Why Planning Matters - The RPA's Second Regional Plan
The reputation and credibility of planners have suffered badly in the past decades. Did regional planning have any role in New York's global ascendancy?
The centennial of the RPA – the Regional Plan Association – was celebrated last October with a stunning exhibition in Grand Central Terminal's Vanderbilt Hall and recognized in a session at the national conference of the Society of City and Regional Planning History (SACRPH). On January 31st at 6pm, The Skyscraper Museum will continue the discussion with a live panel – but online audience – that brings together the President of the RPA, Tom Wright, the designer and producer of the centennial exhibition "The Constant Future: A Century of the Regional Plan," James Sanders, FAIA, and urban and planning historian Robert Fishman, whose SACRPH conference paper, "How Planners Saved New York: The RPA's Second Regional Plan (1950-1970) and the Survival of Transit," has inspired our program. A video of Bob's illustrated talk will be shown 30 minutes before the live program. The video can be viewed anytime on the Museum's YouTube channel here. Also joining in the panel will be Lynne Sagalyn, Professor Emerita at the Columbia Business School, and Carol Willis, Director of The Skyscraper Museum.

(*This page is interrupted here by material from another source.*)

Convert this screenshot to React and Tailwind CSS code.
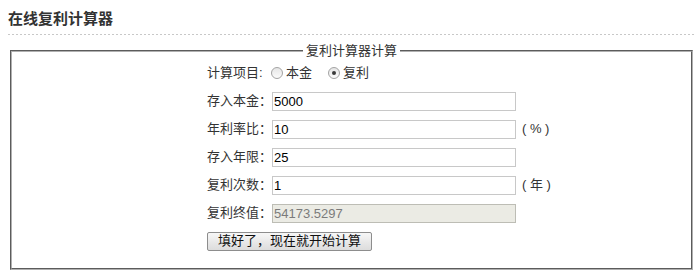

As Bob Fishman observes in his talk, the reputation and credibility of planners have suffered badly in the past decades, both in professional circles and in popular culture, where Robert Moses is a chief villain of stage and screen. The question he asks – "What role, if any, did regional planning play in maintaining New York's global ascendancy over the last century (1922-2022)?" – has a more positive outlook in both the exhibition "The Constant Future," and in Bob's lecture. Our live-panel program will explore some answers and open the floor for audience Q & A.
ROBERT FISHMAN recently retired from full-time teaching as a professor of architecture and urban planning at the University of Michigan’s Taubman College of Architecture and Urban Planning. An internationally recognized expert in the areas of urban history and urban policy and planning, he has authored several books that are regarded as seminal texts on the history of cities and urbanism.
LYNNE SAGALYN is the Earle W. Kazis and Benjamin Shore Professor Emerita of Real Estate at Columbia University’s School of Business, where she taught for more than twenty years and built its MBA Real Estate Program. She serves on the Board of Directors of the Regional Plan Association and The Skyscraper Museum.
JAMES SANDERS, FAIA, is an architect, author, and filmmaker who was designer and producer of the RPA centennial exhibition. In 2021, with Ric Burns, he published the new, expanded edition of New York: An Illustrated History, which updated the classic 1999 edition of the book that was the companion volume to the acclaimed 17 ½-hour PBS series "New York: A Documentary Film," directed by Ric Burns and co-written by Burns and Sanders.
TOM WRIGHT is President and Chief Executive Officer of the Regional Plan Association (RPA), the nation’s oldest independent metropolitan research, planning and advocacy organization.
CAROL WILLIS is the founder and director of The Skyscraper Museum.